-- What this task involves --
Retype only what runs from the first line of the listing to the line holding "text-[27px] text-[#242424] outline-none';", both included. Do not retype the pictures.

— START —

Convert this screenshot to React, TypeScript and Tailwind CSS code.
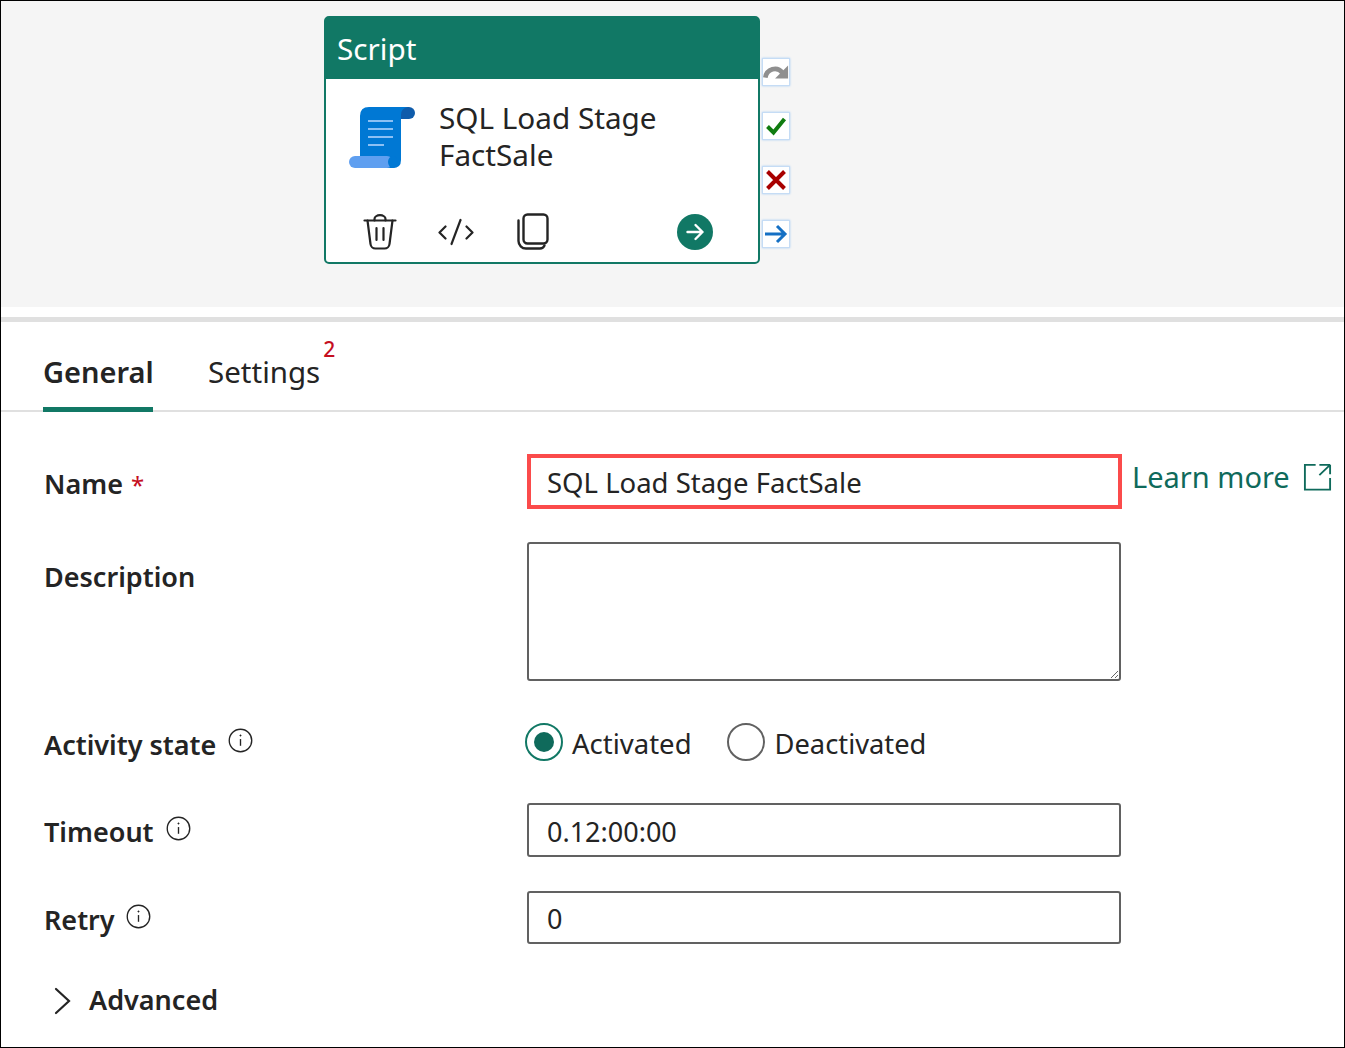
const InfoIcon = () => (
  <svg width="25" height="25" viewBox="0 0 26 26" fill="none" stroke="#242424" strokeWidth="1.4">
    <circle cx="13" cy="13" r="11.7" />
    <path d="M13 11.5v7" />
    <circle cx="13" cy="7.8" r="0.7" fill="#242424" strokeWidth="0.6" />
  </svg>
);

const ScriptIcon = () => (
  <svg width="66" height="62" viewBox="0 0 66 62">
    <path d="M52 0H60a6 6 0 0 1 0 12H50V4Z" fill="#0f5cab" />
    <path d="M11 9Q11 0 20 0H59Q52 1 52 8V53Q52 61 44 61H11Z" fill="#0078d4" />
    <rect x="0" y="49" width="44" height="12" rx="6" fill="#5f9ff0" />
    <ellipse cx="44" cy="55" rx="5" ry="6" fill="#0078d4" />
    <path d="M19 14H44M19 22H44M19 30H44M19 38H35" stroke="#8cc0f4" strokeWidth="2.2" />
  </svg>
);

const TrashIcon = () => (
  <svg width="34" height="36" viewBox="0 0 34 36" fill="none" stroke="#242424" strokeWidth="2.2" strokeLinecap="round" strokeLinejoin="round">
    <path d="M1.500 6.500H32.500" />
    <path d="M11.500 6.500V5a5.500 3.800 0 0 1 11 0v1.500" />
    <path d="M4.500 6.500L7.500 30a5 5 0 0 0 5 4.500h9a5 5 0 0 0 5-4.500L29.500 6.500" />
    <path d="M13.500 14V26M20.500 14V26" />
  </svg>
);

const CodeIcon = () => (
  <svg width="36" height="28" viewBox="0 0 36 28" fill="none" stroke="#242424" strokeWidth="2.2" strokeLinecap="round" strokeLinejoin="round">
    <path d="M7.500 8.500L1.500 14.500L7.500 20.500" />
    <path d="M28.500 8.500L34.500 14.500L28.500 20.500" />
    <path d="M22.500 2L13.500 26" />
  </svg>
);

const CopyIcon = () => (
  <svg width="32" height="37" viewBox="0 0 32 37" fill="none" stroke="#242424" strokeWidth="2.4" strokeLinecap="round">
    <rect x="6.500" y="1.500" width="24" height="29" rx="4" />
    <path d="M1.500 7.500V28a7.500 7.500 0 0 0 7.500 7.500H23a5 5 0 0 0 4.500-3" />
  </svg>
);

const PortBox = ({ children }: { children: React.ReactNode }) => (
  <div className="flex h-[28px] w-[28px] items-center justify-center border border-[#c5dcf5] bg-white shadow-[0_0_2px_#a9cdf3]">
    {children}
  </div>
);

const labelClass = 'text-[27px] font-semibold leading-[38px] text-[#242424]';
const inputClass =
  'h-full w-full rounded-[3px] border-2 border-[#616161] bg-white pl-[18px] pt-[2px] text-[27px] text-[#242424] outline-none';

export default function App() {
  return (
    <div
      className="box-border flex h-[1048px] w-[1345px] flex-col border border-black bg-white"
      style={{ fontFamily: '"Noto Sans", "Open Sans", sans-serif' }}
    >
      {/* Pipeline canvas */}
      <div className="flex h-[306px] bg-[#f5f5f5] pl-[323px] pt-[15px]">
        <div className="box-border flex h-[248px] w-[436px] flex-col rounded-[5px] border-2 border-[#117865] bg-white">
          <div className="flex h-[61px] items-center bg-[#117865] pl-[11px] pt-[2px] text-[29.7px] text-white">Script</div>
          <div className="flex flex-1 flex-col pl-[23px]">
            <div className="flex gap-[24px] pt-[28px]">
              <div>
                <ScriptIcon />
              </div>
              <div className="-mt-[8px] text-[29.700px] leading-[37px] text-[#242424]">
                SQL Load Stage
                <br />
                FactSale
              </div>
            </div>
            <div className="mt-[40px] flex items-center pl-[14px]">
              <TrashIcon />
              <div className="ml-[41px]">
                <CodeIcon />
              </div>
              <div className="ml-[43px]">
                <CopyIcon />
              </div>
              <div className="ml-[128px] flex h-[36px] w-[36px] items-center justify-center rounded-full bg-[#117865]">
                <svg width="20" height="20" viewBox="0 0 20 20" fill="none" stroke="white" strokeWidth="2.4" strokeLinecap="round" strokeLinejoin="round">
                  <path d="M2.500 10H17.500M10.500 3L17.500 10L10.500 17" />
                </svg>
              </div>
            </div>
          </div>
        </div>
        <div className="ml-[2px] mt-[42px] flex flex-col gap-[26px]">
          <PortBox>
            <svg width="28" height="22" viewBox="0 0 28 22" fill="none">
              <path d="M2.500 17C4 8 15 4 21 12" stroke="#8f8f8f" strokeWidth="5" />
              <path d="M27 4V18H13Z" fill="#8f8f8f" />
            </svg>
          </PortBox>
          <PortBox>
            <svg width="22" height="20" viewBox="0 0 22 20" fill="none">
              <path d="M2.500 10.500L8.500 16.500L19.500 3" stroke="#107c10" strokeWidth="4" />
            </svg>
          </PortBox>
          <PortBox>
            <svg width="22" height="22" viewBox="0 0 22 22" fill="none">
              <path d="M2.500 2.500L19.500 19.500M19.500 2.500L2.500 19.500" stroke="#a80000" strokeWidth="4" />
            </svg>
          </PortBox>
          <PortBox>
            <svg width="24" height="20" viewBox="0 0 24 20" fill="none" stroke="#1570c4" strokeWidth="3">
              <path d="M1 10H21M13 2L21 10L13 18" />
            </svg>
          </PortBox>
        </div>
      </div>

      {/* Divider */}
      <div className="h-[10px] bg-white" />
      <div className="h-[5px] bg-[#e0e0e0]" />

      {/* Tabs */}
      <div className="flex h-[90px] border-b-2 border-[#e0e0e0] pl-[42px]">
        <div className="relative flex h-[90px] w-[110px] items-start border-b-[5px] border-[#117865] pt-[30px]">
          <span className="text-[29px] font-semibold leading-[40px] text-[#242424]">General</span>
        </div>
        <div className="relative ml-[55px] pt-[30px]">
          <span className="text-[29.500px] leading-[40px] text-[#242424]">Settings</span>
          <span className="absolute -right-[15px] top-[14px] text-[21px] font-medium leading-[26px] text-[#c50f1f]">2</span>
        </div>
      </div>

      {/* Form */}
      <div className="flex flex-col pl-[43px]">
        <div className="mt-[42px] flex h-[55px]">
          <div className={`w-[483px] pt-[11px] ${labelClass}`}>
            Name <span className="ml-[1px] text-[24px] font-normal text-[#c50f1f]">*</span>
          </div>
          <input
            readOnly
            value="SQL Load Stage FactSale"
            className="box-border h-full w-[595px] border-4 border-[#fb4b4b] bg-white pl-[16px] pt-[2px] text-[27.500px] text-[#242424] outline-none"
          />
          <a className="ml-[10px] flex h-[46px] items-center gap-[13px] text-[29px] text-[#0f6a5b]">
            Learn more
            <svg width="29" height="28" viewBox="0 0 30 30" fill="none" stroke="#0f6a5b" strokeWidth="2">
              <path d="M13 2H1.500V28.500H28.500V16" />
              <path d="M17 2H28.500M28.500 2L17 13M28.500 2V12" />
            </svg>
          </a>
        </div>

        <div className="mt-[33px] flex h-[139px]">
          <div className={`w-[483px] pt-[16px] ${labelClass}`}>Description</div>
          <div className="w-[594px]">
            <textarea readOnly className={inputClass} />
          </div>
        </div>

        <div className="mt-[42px] flex h-[38px]">
          <div className={`flex w-[483px] gap-[12px] pt-[3px] ${labelClass}`}>
            Activity state
            <div className="mt-[2px]">
              <InfoIcon />
            </div>
          </div>
          <div className="-ml-[2px] flex items-center">
            <div className="flex h-[38px] w-[38px] items-center justify-center rounded-full border-2 border-[#117865]">
              <div className="h-[20px] w-[20px] rounded-full bg-[#0f6a5b]" />
            </div>
            <span className="ml-[9px] pt-[4px] text-[27.500px] text-[#242424]">Activated</span>
            <div className="ml-[35px] h-[38px] w-[38px] rounded-full border-2 border-[#616161]" />
            <span className="ml-[10px] pt-[4px] text-[27.300px] text-[#242424]">Deactivated</span>
          </div>
        </div>

        <div className="mt-[42px] flex h-[54px]">
          <div className={`flex w-[483px] gap-[12px] pt-[10px] ${labelClass}`}>
            Timeout
            <div className="mt-[3px]">
              <InfoIcon />
            </div>
          </div>
          <div className="w-[594px]">
            <input readOnly value="0.12:00:00" className={inputClass} />
          </div>
        </div>

        <div className="mt-[34px] flex h-[53px]">
          <div className={`flex w-[483px] gap-[11px] pt-[10px] ${labelClass}`}>
            Retry
            <div className="mt-[3px]">
              <InfoIcon />
            </div>
          </div>
          <div className="w-[594px]">
            <input readOnly value="0" className={inputClass} />
          </div>
        </div>

        <div className="mt-[37px] flex items-center pl-[9px]">
          <svg className="translate-y-[1px]" width="18" height="28" viewBox="0 0 18 28" fill="none" stroke="#242424" strokeWidth="2.2" strokeLinecap="round">
            <path d="M3 2L16 14L3 26" />
          </svg>
          <span className={`ml-[18px] ${labelClass}`}>Advanced</span>
        </div>
      </div>
    </div>
  );
}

— END —

-- Task solution --
Convert this screenshot to React, TypeScript and Tailwind CSS code.
const InfoIcon = () => (
  <svg width="25" height="25" viewBox="0 0 26 26" fill="none" stroke="#242424" strokeWidth="1.4">
    <circle cx="13" cy="13" r="11.7" />
    <path d="M13 11.5v7" />
    <circle cx="13" cy="7.8" r="0.7" fill="#242424" strokeWidth="0.6" />
  </svg>
);

const ScriptIcon = () => (
  <svg width="66" height="62" viewBox="0 0 66 62">
    <path d="M52 0H60a6 6 0 0 1 0 12H50V4Z" fill="#0f5cab" />
    <path d="M11 9Q11 0 20 0H59Q52 1 52 8V53Q52 61 44 61H11Z" fill="#0078d4" />
    <rect x="0" y="49" width="44" height="12" rx="6" fill="#5f9ff0" />
    <ellipse cx="44" cy="55" rx="5" ry="6" fill="#0078d4" />
    <path d="M19 14H44M19 22H44M19 30H44M19 38H35" stroke="#8cc0f4" strokeWidth="2.2" />
  </svg>
);

const TrashIcon = () => (
  <svg width="34" height="36" viewBox="0 0 34 36" fill="none" stroke="#242424" strokeWidth="2.2" strokeLinecap="round" strokeLinejoin="round">
    <path d="M1.500 6.500H32.500" />
    <path d="M11.500 6.500V5a5.500 3.800 0 0 1 11 0v1.500" />
    <path d="M4.500 6.500L7.500 30a5 5 0 0 0 5 4.500h9a5 5 0 0 0 5-4.500L29.500 6.500" />
    <path d="M13.500 14V26M20.500 14V26" />
  </svg>
);

const CodeIcon = () => (
  <svg width="36" height="28" viewBox="0 0 36 28" fill="none" stroke="#242424" strokeWidth="2.2" strokeLinecap="round" strokeLinejoin="round">
    <path d="M7.500 8.500L1.500 14.500L7.500 20.500" />
    <path d="M28.500 8.500L34.500 14.500L28.500 20.500" />
    <path d="M22.500 2L13.500 26" />
  </svg>
);

const CopyIcon = () => (
  <svg width="32" height="37" viewBox="0 0 32 37" fill="none" stroke="#242424" strokeWidth="2.4" strokeLinecap="round">
    <rect x="6.500" y="1.500" width="24" height="29" rx="4" />
    <path d="M1.500 7.500V28a7.500 7.500 0 0 0 7.500 7.500H23a5 5 0 0 0 4.500-3" />
  </svg>
);

const PortBox = ({ children }: { children: React.ReactNode }) => (
  <div className="flex h-[28px] w-[28px] items-center justify-center border border-[#c5dcf5] bg-white shadow-[0_0_2px_#a9cdf3]">
    {children}
  </div>
);

const labelClass = 'text-[27px] font-semibold leading-[38px] text-[#242424]';
const inputClass =
  'h-full w-full rounded-[3px] border-2 border-[#616161] bg-white pl-[18px] pt-[2px] text-[27px] text-[#242424] outline-none';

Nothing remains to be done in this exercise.